Des Films großer Trumpf sind neben einem immensen Gespür für erzählerischen Rhythmus natürlich seine Schauspieler. Nicht nur Florian David Fitz besticht als Hannes, wobei es wirklich groß ist, wie er das Entschlossene und das Verzweifelte ausspielt, wenn kleine Risse zu Gräben werden. Ins Herz krallen sich vor allem Volker Bruch und Hannelore Elsner. Bruch spielt Hannes’ Bruder, zwischen den Jungs lag bis dato einiges im argen, die neuerliche, eben nicht zu späte Annäherung drückt einem um so mehr auf die Brust.

Und Hannelore Elsner schüttelt als Mutter endlich mal wieder die zu oft gespielte Mädchenhaftigkeit von sich. Wenn Irene ihren Sohn fast wortlos umarmt, wenn sie sich von ihm am Sterbebett verabschiedet, dann spielt Elsner diese kaum auszuhaltenden Momente in einer Reduktion, die gerade deshalb Sturzbäche beim Zuschauer verursacht. Christian Zübert ist ein Erzähler, dem immer dann unvergleichbare Intensität gelingt, wenn er ganz Normales in seiner schicksalhaft aufgezwungenen Anormalität zeigt: letzter Sex, der sich wie der erste anfühlt, diese Aufregung, diese Angst.
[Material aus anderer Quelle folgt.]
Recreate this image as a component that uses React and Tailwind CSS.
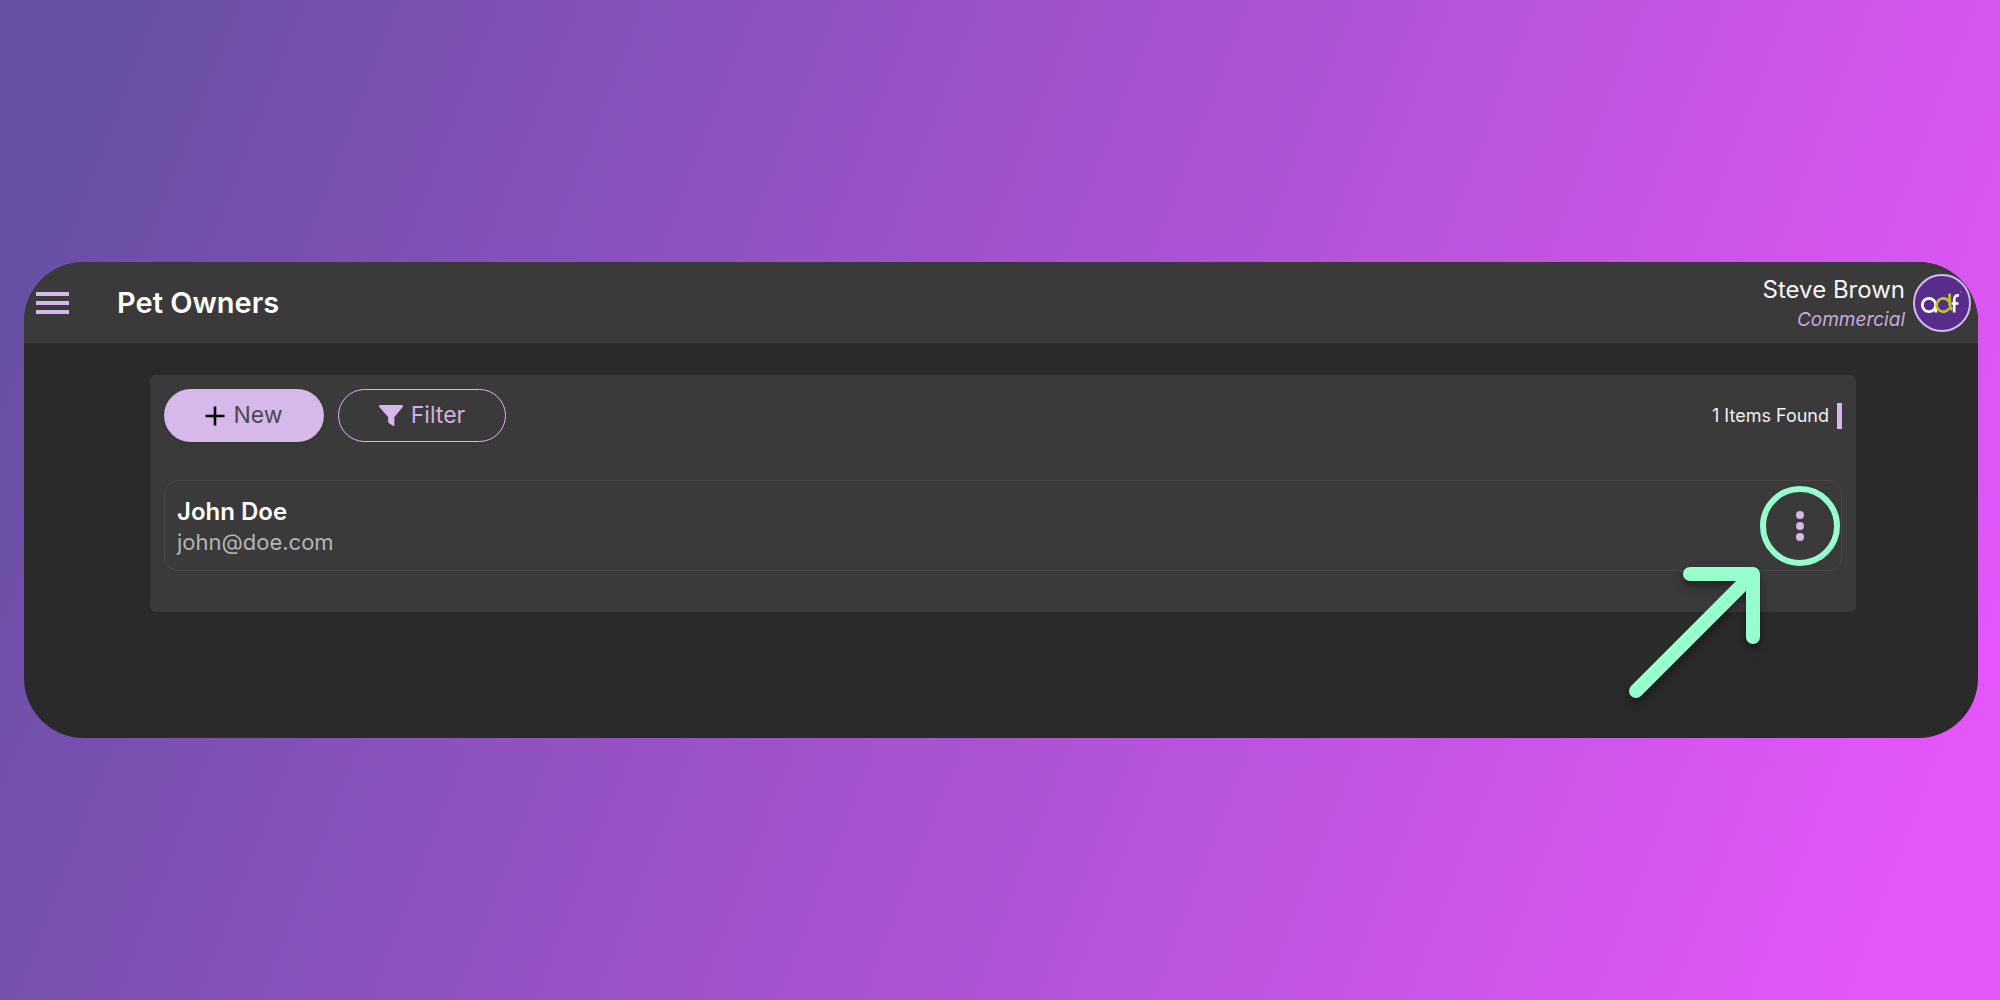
const owners = [{ id: 1, name: "John Doe", email: "john@doe.com" }];

function MenuIcon() {
    return (
        <svg viewBox="0 0 33 22" className="w-[33px] h-[22px]" fill="#d7b8ea" aria-hidden="true">
            <rect width="33" height="4" />
            <rect y="9" width="33" height="4" />
            <rect y="18" width="33" height="4" />
        </svg>
    );
}

function PlusIcon() {
    return (
        <svg viewBox="0 0 20 20" className="w-5 h-5" stroke="#000" strokeWidth="2.6" aria-hidden="true">
            <path d="M10 0.5v19M0.5 10h19" />
        </svg>
    );
}

function FilterIcon() {
    return (
        <svg viewBox="0 0 24 21" className="w-6 h-[21px]" fill="#d7b8ea" aria-hidden="true">
            <path d="M1.3 0h21.4c1.1 0 1.7 1.2 1 2.1L15.4 12v8c0 .8-.9 1.3-1.6.8l-4-2.9c-.4-.3-.6-.7-.6-1.1V12L.3 2.1C-.4 1.2.2 0 1.3 0z" />
        </svg>
    );
}

function DotsIcon() {
    return (
        <svg viewBox="0 0 8 30" className="w-2 h-[30px]" fill="#d7b8ea" aria-hidden="true">
            <circle cx="4" cy="4" r="4" />
            <circle cx="4" cy="15" r="4" />
            <circle cx="4" cy="26" r="4" />
        </svg>
    );
}

function Avatar() {
    return (
        <svg viewBox="0 0 58 58" className="w-[58px] h-[58px] shrink-0" fill="none" role="img" aria-label="Profile">
            <circle cx="29" cy="29" r="28" fill="#582c8b" stroke="#d7b8ea" strokeWidth="2" />
            <g strokeWidth="2.7">
                <circle cx="16" cy="31" r="6.7" stroke="#fff" />
                <path d="M22.8 30v8.6" stroke="#fff" />
                <path d="M36 27.4A6.7 6.7 0 1 0 36 34.6" stroke="#b5c920" />
                <path d="M36.6 19.5v9.5q0 4.500 2.400 7" stroke="#b5c920" />
                <path d="M46 21.500q-4.800-.8-4.800 4.500v12.600" stroke="#fff" />
                <path d="M38.500 29.500h7" stroke="#fff" />
            </g>
            <path d="M47 18.500l1.500-1" stroke="#9f80bd" />
        </svg>
    );
}

function Arrow() {
    return (
        <svg
            viewBox="0 0 140 140"
            className="absolute right-[77px] top-[81px] w-[140px] h-[140px] pointer-events-none drop-shadow-[0_5px_4px_rgba(0,0,0,0.4)]"
            fill="none"
            stroke="#96ffcd"
            strokeWidth="14"
            strokeLinecap="round"
            strokeLinejoin="round"
            aria-hidden="true"
        >
            <path d="M12 129L129 12M66 12h63v63" />
        </svg>
    );
}

function OwnerRow({ owner }) {
    return (
        <div className="relative flex items-center justify-between h-[91px] pl-3 pr-px rounded-[14px] border border-[#484848]">
            <div className="pt-0.5">
                <h2 className="text-[24px] leading-[30px] font-semibold text-white">{owner.name}</h2>
                <p className="text-[22px] leading-[30px] text-[#b4b4b4]">{owner.email}</p>
            </div>
            <button
                aria-label="Actions"
                className="w-20 h-20 flex items-center justify-center rounded-full border-6 border-[#96ffcd]"
            >
                <DotsIcon />
            </button>
            <Arrow />
        </div>
    );
}

export default function App() {
    return (
        <div className="min-h-screen flex items-center pl-6 pr-[22px] font-['Inter',sans-serif] bg-[linear-gradient(111deg,#6650a4_4%,#e556fa_95%)]">
            <main className="flex-1 rounded-[60px] overflow-hidden bg-[#2a2a2a] pb-[126px]">
                {/* Header */}
                <header className="h-[81px] flex items-center bg-[#3a3a3a] pl-3 pr-[7px]">
                    <button aria-label="Menu">
                        <MenuIcon />
                    </button>
                    <h1 className="ml-12 text-[29px] leading-9 font-semibold text-white">Pet Owners</h1>
                    <div className="ml-auto mr-2 pt-1 text-right">
                        <p className="text-[24px] leading-[30px] text-[#f5f5f5]">Steve Brown</p>
                        <p className="text-[19px] leading-[30px] italic text-[#c9a9dd]">Commercial</p>
                    </div>
                    <Avatar />
                </header>

                {/* Owners panel */}
                <section className="mt-8 ml-[126px] mr-[122px] px-3.5 pt-3.5 pb-[41px] rounded-md bg-[#3a3a3a]">
                    <div className="flex items-center gap-3.5 mb-[38px]">
                        <button className="w-40 h-[53px] flex items-center justify-center gap-2 rounded-full bg-[#d7b8ea] text-[23px] text-[#4a4a4a] shadow-sm">
                            <PlusIcon />
                            New
                        </button>
                        <button className="w-[168px] h-[53px] flex items-center justify-center gap-2 rounded-full border-[1px] border-[#d7b8ea] text-[23px] text-[#d0b1e3]">
                            <FilterIcon />
                            Filter
                        </button>
                        <p className="ml-auto pr-2 border-r-5 border-[#d7b8ea] text-[18px] leading-[26px] text-[#f0f0f0]">
                            {owners.length} Items Found
                        </p>
                    </div>
                    {owners.map((owner) => (
                        <OwnerRow key={owner.id} owner={owner} />
                    ))}
                </section>
            </main>
        </div>
    );
}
Oder, wenn er von einer letzten Reise, den letzten Gesprächen und vom letzten Schweigen erzählt.

Das sind Momente, denen eine Melancholie eigen ist, die eben nix mit Larmoyanz, dafür viel mehr mit einer fast unbeschreibbaren Traurigkeit zu tun hat, der gar eine eigenwillige Kraft und Schönheit inneruhen.

D 2014, 95 min
FSK 12
Verleih: Majestic

Genre: Tragikomödie, Schicksal

Darsteller: Florian David Fitz, Jürgen Vogel, Hannelore Elsner, Miriam Stein, Volker Bruch, Julia Koschitz

Regie: Christian Zübert

Kinostart: 23.10.14

[ Michael Eckhardt ] Michael mag Filme, denen man das schlagende Herz seiner Macher auch ansieht. Daher sind unter den Filmemachern seine Favoriten Pedro Almodóvar, Xavier Dolan, François Ozon, Patrice Leconte, Luis Buñuel, John Waters, François Truffaut, Pier Paolo Pasolini, Ingmar Bergman. Er mag aber auch Woody Allen, Michael Haneke, Hans Christian Schmid, Larry Clark, Gus Van Sant, Andreas Dresen, Tim Burton und Claude Chabrol ...
Bei den Darstellern stehen ganz weit oben in Michaels Gunst: Romy Schneider, Julianne Moore, Penélope Cruz, Gerard Depardieu, Kate Winslet, Jean Gabin, Valeria Bruni-Tedeschi, Vincent Cassel, Margherita Buy, Catherine Deneuve, Isabelle Huppert ...
Eine große Leidenschaft hat Michael außerdem und ganz allgemein für den französischen Film.